1843年にはギリンハムとワイナンズは、利益を最大化するために自分たち自身の工場を建設した。この会社の有名な製品として、キャメルバック式蒸気機関車(あるいはキャメル型)がある。1848年6月以降に納入された機関車はほとんどが、ワイナンズが好んだキャメル型の車軸配置0-8-0のものであった。初期のものはしばしばボルチモア型機関車と呼ばれる。キャメルという名前は、1848年にボルチモア・アンド・オハイオ鉄道に納入されたキャメル型最初の機関車の名前から来ている。すべてのキャメル型機関車が車軸配置0-8-0であった。
1843年から1863年にかけて、およそ267両のワイナンズ製機関車がアメリカの26の鉄道会社に納入されたと記録されている。ボルチモア・アンド・オハイオ鉄道がワイナンズ製造の機関車の最大の使用者であり、140両が納入されている。ワイナンズ製の機関車の2番目の使用者はフィラデルフィア・アンド・レディング鉄道であった。これら2社でワイナンズの機関車の売り上げの70%を占めていた。ワイナンズは通常、顧客の路線上で30日間の試用期間を提供していた。その当時ボルチモア・アンド・オハイオ鉄道の機関車部門のトップであったヘンリー・タイソン (Henry Tyson) と、機関車における先台車の使用に関して議論となり、1857年にワイナンズは機関車製造を止めた。ワイナンズは先台車の使用をよいとは考えていなかったのである。このために一部の機関車の納入が1863年まで遅れている。ワイナンズは数多くの特許を取得し〔キャメル型機関車の火室や煙室部などの設計に関する特許はその大半が1857年から1858年にかけて成立している。〕、また彼自身が発明したと主張するアイデアに関する多くの訴訟に関わっている。
ワイナンズはこの事業に退屈し、またボルチモア・アンド・オハイオ鉄道と機関車の設計方針に関して不一致が生じたことから、この工場をたたみ、後に工場をヘイワード・アンド・バートレット (Hayward & Bartlett) に貸し出した。

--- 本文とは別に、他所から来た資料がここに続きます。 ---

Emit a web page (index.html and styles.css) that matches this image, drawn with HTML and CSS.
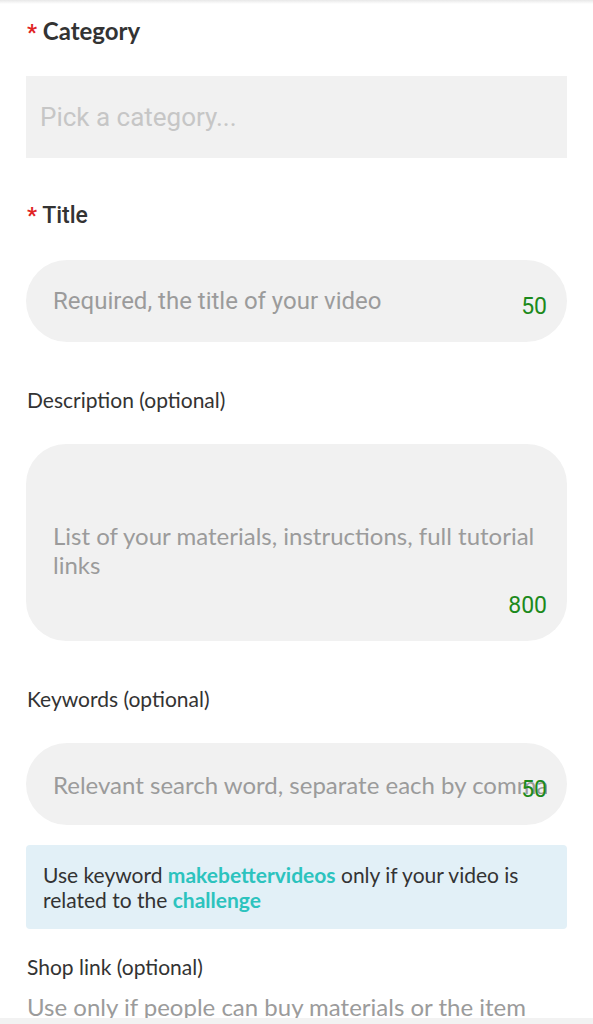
FILE: index.html
```html
<!DOCTYPE html>
<html lang="en">
<head>
    <meta charset="UTF-8">
    <meta name="viewport" content="width=device-width, initial-scale=1.0">
    <title>Upload video</title>
    <link rel="stylesheet" href="styles.css">
</head>
<body>
<div class="top-shadow"></div>
<form class="upload-form">
    <div class="field">
        <label class="field-label bold"><span class="required">*</span> Category</label>
        <div class="select-box">Pick a category...</div>
    </div>

    <div class="field">
        <label class="field-label roboto"><span class="required">*</span> Title</label>
        <div class="input-wrap">
            <input type="text" class="pill-input roboto" placeholder="Required, the title of your video">
            <span class="counter">50</span>
        </div>
    </div>

    <div class="field">
        <label class="field-label">Description (optional)</label>
        <div class="input-wrap">
            <textarea class="area-input" placeholder="List of your materials, instructions, full tutorial links"></textarea>
            <span class="counter">800</span>
        </div>
    </div>

    <div class="field keywords">
        <label class="field-label">Keywords (optional)</label>
        <div class="input-wrap">
            <input type="text" class="pill-input tight" placeholder="Relevant search word, separate each by comma">
            <span class="counter">50</span>
        </div>
        <div class="info-box">
            <p class="info-text">Use keyword <span class="highlight">makebettervideos</span> only if your video is related to the <span class="highlight">challenge</span></p>
        </div>
    </div>

    <div class="field shop">
        <label class="field-label">Shop link (optional)</label>
        <p class="hint">Use only if people can buy materials or the item</p>
    </div>
</form>
<div class="bottom-bar"></div>
</body>
</html>
```

FILE: styles.css
```css
body {
    margin: 0;
    padding: 0;
    background-color: #fff;
    font-family: Lato, "Noto Sans", sans-serif;
    color: #333;
    overflow: hidden;
    height: 1024px;
}

.top-shadow {
    height: 4px;
    background: linear-gradient(#e8e8e8, #fff);
}

.upload-form {
    padding: 11px 26px 0 26px;
}

.field {
    display: flex;
    flex-direction: column;
    margin-bottom: 43px;
}

.field-label {
    font-size: 21px;
    line-height: 30px;
    margin-bottom: 29px;
    padding-left: 1px;
}

.field-label.bold {
    font-weight: 700;
    font-size: 24px;
    line-height: 32px;
    margin-bottom: 27px;
}

.field-label.roboto {
    font-family: Roboto, sans-serif;
    font-weight: 500;
    font-size: 23px;
}

.required {
    color: #e02424;
    font-family: Roboto, sans-serif;
    font-weight: 700;
    font-size: 22px;
}

.select-box {
    height: 82px;
    box-sizing: border-box;
    background-color: #f1f1f1;
    padding: 0 14px;
    display: flex;
    align-items: center;
    font-family: Roboto, sans-serif;
    font-size: 26px;
    color: #c6c6c6;
}

.input-wrap {
    position: relative;
}

.pill-input,
.area-input {
    display: block;
    width: 100%;
    box-sizing: border-box;
    border: none;
    outline: none;
    background-color: #f1f1f1;
    font-family: Lato, "Noto Sans", sans-serif;
    font-size: 24px;
    color: #333;
}

.pill-input {
    height: 82px;
    border-radius: 41px;
    padding: 0 48px 0 27px;
}

.pill-input.tight {
    padding-right: 20px;
}

.pill-input.roboto {
    font-family: Roboto, sans-serif;
    font-size: 24px;
}

.area-input {
    height: 197px;
    border-radius: 40px;
    padding: 77px 27px 0 27px;
    line-height: 29px;
    resize: none;
}

.pill-input::placeholder,
.area-input::placeholder {
    color: #9b9b9b;
    opacity: 1;
}

.counter {
    position: absolute;
    right: 20px;
    bottom: 22px;
    font-family: Roboto, sans-serif;
    font-size: 23px;
    line-height: 26px;
    color: #1c8a1c;
}

.info-box {
    margin-top: 20px;
    background-color: #e2f0f7;
    border-radius: 4px;
    padding: 17px 17px;
}

.info-text {
    margin: 0;
    font-size: 21px;
    line-height: 25px;
    color: #333;
}

.highlight {
    color: #2cc3be;
    font-weight: 700;
}

.field.keywords {
    margin-bottom: 23px;
}

.field.shop .field-label {
    margin-bottom: 10px;
}

.hint {
    margin: 0;
    font-size: 24px;
    line-height: 30px;
    color: #9b9b9b;
    padding-left: 1px;
}

.bottom-bar {
    position: fixed;
    left: 0;
    right: 0;
    bottom: 0;
    height: 6px;
    background-color: #f2f2f2;
}
```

ワイナンズの機関車設計はロシアの代表団に感銘を与え、ロシアの皇帝から、モスクワ・サンクトペテルブルク鉄道の建設を求められた。ワイナンズは彼の2人の息子と、技術者のジョージ・W・ホイッスラー (George W. Whistler) をロシアへ送り、数年にわたってこのプロジェクトに関与させた。ワイナンズは、アメリカで売った機関車や設備と同じくらいか、あるいはもっと多くの数をロシアへ売った可能性があるとされている。ワイナンズの息子はアメリカに戻り、アレクサンドロフスキーという名前のロシア風の土地をボルチモアに建設した。1925年にこの土地のものは競売に掛けられ、土地はボルチモアのシティ・パークとなっている。ワイナンズが遺した23箱に及ぶ論文や雑誌などはボルチモアのメリーランド歴史協会に保管のために寄贈されている。シティ・パークには大きな屋外鉄道模型クラブのレイアウトがある。